— Start —
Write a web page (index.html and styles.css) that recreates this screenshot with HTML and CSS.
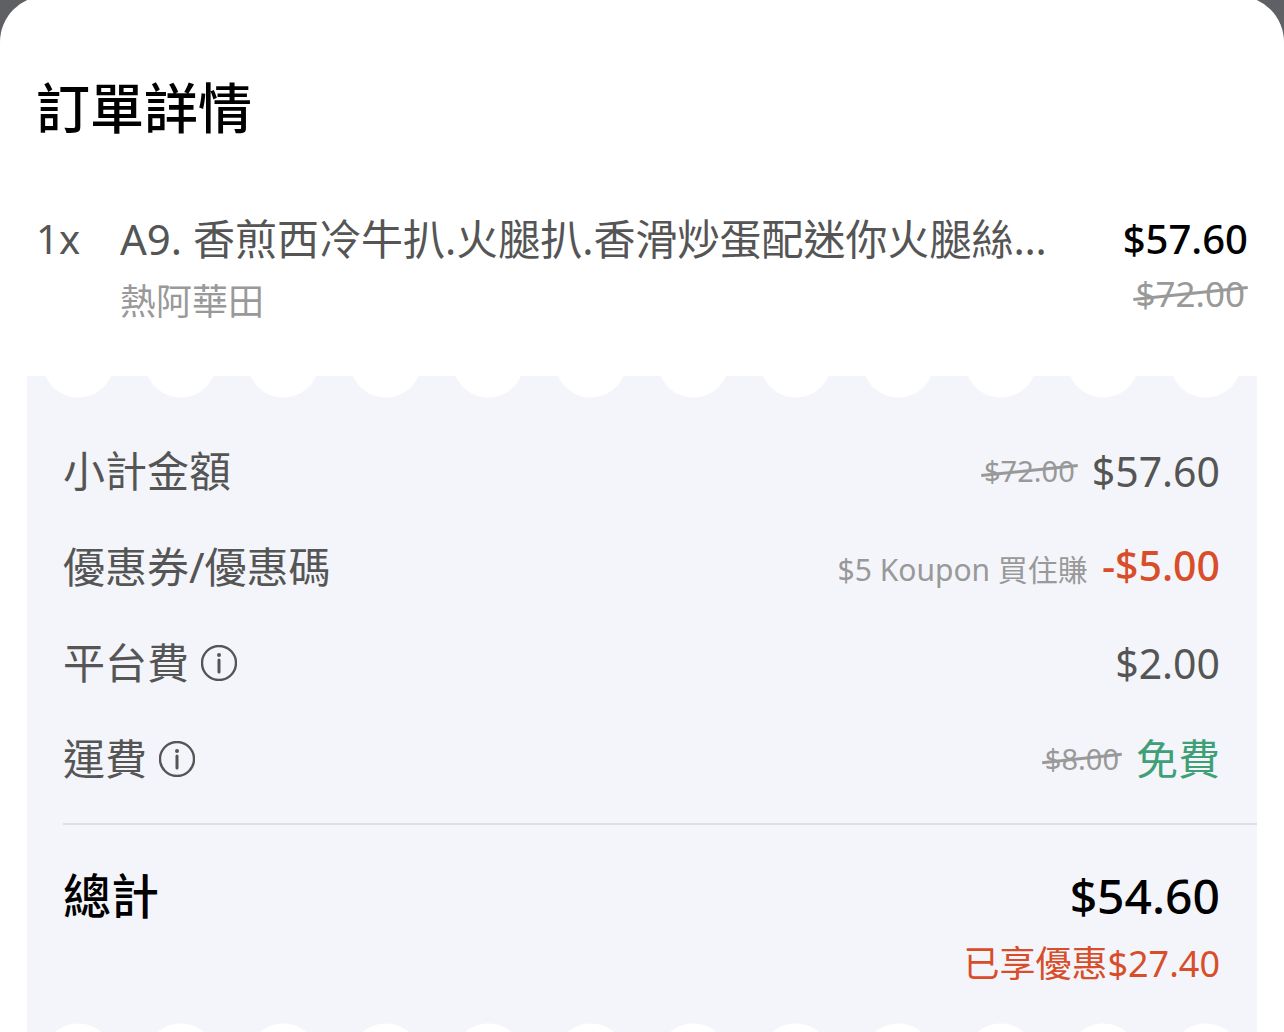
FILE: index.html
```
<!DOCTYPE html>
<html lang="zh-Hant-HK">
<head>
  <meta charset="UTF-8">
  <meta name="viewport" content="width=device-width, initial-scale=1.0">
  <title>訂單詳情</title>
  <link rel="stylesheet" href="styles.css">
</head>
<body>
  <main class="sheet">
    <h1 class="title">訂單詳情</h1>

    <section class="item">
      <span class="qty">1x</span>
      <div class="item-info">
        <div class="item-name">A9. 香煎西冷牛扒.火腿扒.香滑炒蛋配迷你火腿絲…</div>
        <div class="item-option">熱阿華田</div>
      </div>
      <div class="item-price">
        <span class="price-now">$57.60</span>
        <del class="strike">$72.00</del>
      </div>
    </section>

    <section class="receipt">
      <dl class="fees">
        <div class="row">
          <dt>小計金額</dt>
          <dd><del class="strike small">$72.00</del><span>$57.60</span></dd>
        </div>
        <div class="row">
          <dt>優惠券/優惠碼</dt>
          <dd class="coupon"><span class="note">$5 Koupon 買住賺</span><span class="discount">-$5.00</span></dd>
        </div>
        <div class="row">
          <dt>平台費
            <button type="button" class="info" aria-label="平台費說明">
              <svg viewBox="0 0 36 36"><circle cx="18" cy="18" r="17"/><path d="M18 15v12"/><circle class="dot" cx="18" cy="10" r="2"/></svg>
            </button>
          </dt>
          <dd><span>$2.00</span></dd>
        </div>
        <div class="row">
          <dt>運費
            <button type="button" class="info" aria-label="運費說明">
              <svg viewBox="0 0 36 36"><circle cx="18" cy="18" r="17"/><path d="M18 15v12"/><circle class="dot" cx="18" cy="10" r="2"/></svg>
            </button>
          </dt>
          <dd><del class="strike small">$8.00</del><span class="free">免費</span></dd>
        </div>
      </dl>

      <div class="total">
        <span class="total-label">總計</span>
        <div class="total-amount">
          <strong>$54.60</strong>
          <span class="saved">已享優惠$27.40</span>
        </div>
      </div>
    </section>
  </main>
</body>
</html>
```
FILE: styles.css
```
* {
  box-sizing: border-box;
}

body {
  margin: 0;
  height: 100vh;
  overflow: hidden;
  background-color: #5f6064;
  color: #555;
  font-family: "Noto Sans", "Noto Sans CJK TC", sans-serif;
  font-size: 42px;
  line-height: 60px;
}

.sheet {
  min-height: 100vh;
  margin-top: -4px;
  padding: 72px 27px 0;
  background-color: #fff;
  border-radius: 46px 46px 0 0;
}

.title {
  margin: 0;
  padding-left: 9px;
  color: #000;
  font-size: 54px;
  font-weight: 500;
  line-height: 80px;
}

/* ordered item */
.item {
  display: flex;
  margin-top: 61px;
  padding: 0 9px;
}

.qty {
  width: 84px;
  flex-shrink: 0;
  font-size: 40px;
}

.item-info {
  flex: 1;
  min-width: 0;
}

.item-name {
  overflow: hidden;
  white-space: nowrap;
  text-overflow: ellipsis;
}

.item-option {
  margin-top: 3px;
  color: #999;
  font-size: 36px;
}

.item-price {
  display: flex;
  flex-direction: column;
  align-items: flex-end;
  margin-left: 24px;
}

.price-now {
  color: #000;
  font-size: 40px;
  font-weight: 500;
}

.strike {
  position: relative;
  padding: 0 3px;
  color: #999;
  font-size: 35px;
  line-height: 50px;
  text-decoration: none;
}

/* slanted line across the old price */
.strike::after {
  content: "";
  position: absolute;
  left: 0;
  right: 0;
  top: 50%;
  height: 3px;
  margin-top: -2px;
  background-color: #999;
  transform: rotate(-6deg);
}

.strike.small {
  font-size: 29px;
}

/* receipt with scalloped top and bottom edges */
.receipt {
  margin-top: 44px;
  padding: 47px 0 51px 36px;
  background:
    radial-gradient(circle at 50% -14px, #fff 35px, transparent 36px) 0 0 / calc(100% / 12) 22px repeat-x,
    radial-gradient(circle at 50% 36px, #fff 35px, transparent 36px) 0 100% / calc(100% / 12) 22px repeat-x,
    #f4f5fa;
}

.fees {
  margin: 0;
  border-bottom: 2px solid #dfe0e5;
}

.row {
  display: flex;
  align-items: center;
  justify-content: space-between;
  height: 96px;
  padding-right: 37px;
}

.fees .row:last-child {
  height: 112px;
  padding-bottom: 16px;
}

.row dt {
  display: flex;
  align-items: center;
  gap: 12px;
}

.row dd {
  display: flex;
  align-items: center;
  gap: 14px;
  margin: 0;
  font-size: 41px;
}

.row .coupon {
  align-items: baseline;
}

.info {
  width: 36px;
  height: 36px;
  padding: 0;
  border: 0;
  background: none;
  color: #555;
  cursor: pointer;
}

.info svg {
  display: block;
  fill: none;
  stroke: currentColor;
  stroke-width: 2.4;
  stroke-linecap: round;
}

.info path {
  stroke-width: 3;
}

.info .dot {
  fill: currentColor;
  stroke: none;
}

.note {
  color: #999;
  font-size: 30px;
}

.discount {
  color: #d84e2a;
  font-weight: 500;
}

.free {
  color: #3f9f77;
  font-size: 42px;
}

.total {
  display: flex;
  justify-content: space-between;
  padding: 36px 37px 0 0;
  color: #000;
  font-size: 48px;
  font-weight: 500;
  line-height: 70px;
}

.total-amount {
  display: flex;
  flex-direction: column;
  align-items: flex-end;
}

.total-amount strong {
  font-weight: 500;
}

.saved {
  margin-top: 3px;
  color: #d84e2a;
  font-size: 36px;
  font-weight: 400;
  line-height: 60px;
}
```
— End —
**Aim of the task**: Write the listing above out again exactly, dropping each image.

**Response**:
Write a web page (index.html and styles.css) that recreates this screenshot with HTML and CSS.
FILE: index.html
```
<!DOCTYPE html>
<html lang="zh-Hant-HK">
<head>
  <meta charset="UTF-8">
  <meta name="viewport" content="width=device-width, initial-scale=1.0">
  <title>訂單詳情</title>
  <link rel="stylesheet" href="styles.css">
</head>
<body>
  <main class="sheet">
    <h1 class="title">訂單詳情</h1>

    <section class="item">
      <span class="qty">1x</span>
      <div class="item-info">
        <div class="item-name">A9. 香煎西冷牛扒.火腿扒.香滑炒蛋配迷你火腿絲…</div>
        <div class="item-option">熱阿華田</div>
      </div>
      <div class="item-price">
        <span class="price-now">$57.60</span>
        <del class="strike">$72.00</del>
      </div>
    </section>

    <section class="receipt">
      <dl class="fees">
        <div class="row">
          <dt>小計金額</dt>
          <dd><del class="strike small">$72.00</del><span>$57.60</span></dd>
        </div>
        <div class="row">
          <dt>優惠券/優惠碼</dt>
          <dd class="coupon"><span class="note">$5 Koupon 買住賺</span><span class="discount">-$5.00</span></dd>
        </div>
        <div class="row">
          <dt>平台費
            <button type="button" class="info" aria-label="平台費說明">
              <svg viewBox="0 0 36 36"><circle cx="18" cy="18" r="17"/><path d="M18 15v12"/><circle class="dot" cx="18" cy="10" r="2"/></svg>
            </button>
          </dt>
          <dd><span>$2.00</span></dd>
        </div>
        <div class="row">
          <dt>運費
            <button type="button" class="info" aria-label="運費說明">
              <svg viewBox="0 0 36 36"><circle cx="18" cy="18" r="17"/><path d="M18 15v12"/><circle class="dot" cx="18" cy="10" r="2"/></svg>
            </button>
          </dt>
          <dd><del class="strike small">$8.00</del><span class="free">免費</span></dd>
        </div>
      </dl>

      <div class="total">
        <span class="total-label">總計</span>
        <div class="total-amount">
          <strong>$54.60</strong>
          <span class="saved">已享優惠$27.40</span>
        </div>
      </div>
    </section>
  </main>
</body>
</html>
```
FILE: styles.css
```
* {
  box-sizing: border-box;
}

body {
  margin: 0;
  height: 100vh;
  overflow: hidden;
  background-color: #5f6064;
  color: #555;
  font-family: "Noto Sans", "Noto Sans CJK TC", sans-serif;
  font-size: 42px;
  line-height: 60px;
}

.sheet {
  min-height: 100vh;
  margin-top: -4px;
  padding: 72px 27px 0;
  background-color: #fff;
  border-radius: 46px 46px 0 0;
}

.title {
  margin: 0;
  padding-left: 9px;
  color: #000;
  font-size: 54px;
  font-weight: 500;
  line-height: 80px;
}

/* ordered item */
.item {
  display: flex;
  margin-top: 61px;
  padding: 0 9px;
}

.qty {
  width: 84px;
  flex-shrink: 0;
  font-size: 40px;
}

.item-info {
  flex: 1;
  min-width: 0;
}

.item-name {
  overflow: hidden;
  white-space: nowrap;
  text-overflow: ellipsis;
}

.item-option {
  margin-top: 3px;
  color: #999;
  font-size: 36px;
}

.item-price {
  display: flex;
  flex-direction: column;
  align-items: flex-end;
  margin-left: 24px;
}

.price-now {
  color: #000;
  font-size: 40px;
  font-weight: 500;
}

.strike {
  position: relative;
  padding: 0 3px;
  color: #999;
  font-size: 35px;
  line-height: 50px;
  text-decoration: none;
}

/* slanted line across the old price */
.strike::after {
  content: "";
  position: absolute;
  left: 0;
  right: 0;
  top: 50%;
  height: 3px;
  margin-top: -2px;
  background-color: #999;
  transform: rotate(-6deg);
}

.strike.small {
  font-size: 29px;
}

/* receipt with scalloped top and bottom edges */
.receipt {
  margin-top: 44px;
  padding: 47px 0 51px 36px;
  background:
    radial-gradient(circle at 50% -14px, #fff 35px, transparent 36px) 0 0 / calc(100% / 12) 22px repeat-x,
    radial-gradient(circle at 50% 36px, #fff 35px, transparent 36px) 0 100% / calc(100% / 12) 22px repeat-x,
    #f4f5fa;
}

.fees {
  margin: 0;
  border-bottom: 2px solid #dfe0e5;
}

.row {
  display: flex;
  align-items: center;
  justify-content: space-between;
  height: 96px;
  padding-right: 37px;
}

.fees .row:last-child {
  height: 112px;
  padding-bottom: 16px;
}

.row dt {
  display: flex;
  align-items: center;
  gap: 12px;
}

.row dd {
  display: flex;
  align-items: center;
  gap: 14px;
  margin: 0;
  font-size: 41px;
}

.row .coupon {
  align-items: baseline;
}

.info {
  width: 36px;
  height: 36px;
  padding: 0;
  border: 0;
  background: none;
  color: #555;
  cursor: pointer;
}

.info svg {
  display: block;
  fill: none;
  stroke: currentColor;
  stroke-width: 2.4;
  stroke-linecap: round;
}

.info path {
  stroke-width: 3;
}

.info .dot {
  fill: currentColor;
  stroke: none;
}

.note {
  color: #999;
  font-size: 30px;
}

.discount {
  color: #d84e2a;
  font-weight: 500;
}

.free {
  color: #3f9f77;
  font-size: 42px;
}

.total {
  display: flex;
  justify-content: space-between;
  padding: 36px 37px 0 0;
  color: #000;
  font-size: 48px;
  font-weight: 500;
  line-height: 70px;
}

.total-amount {
  display: flex;
  flex-direction: column;
  align-items: flex-end;
}

.total-amount strong {
  font-weight: 500;
}

.saved {
  margin-top: 3px;
  color: #d84e2a;
  font-size: 36px;
  font-weight: 400;
  line-height: 60px;
}
```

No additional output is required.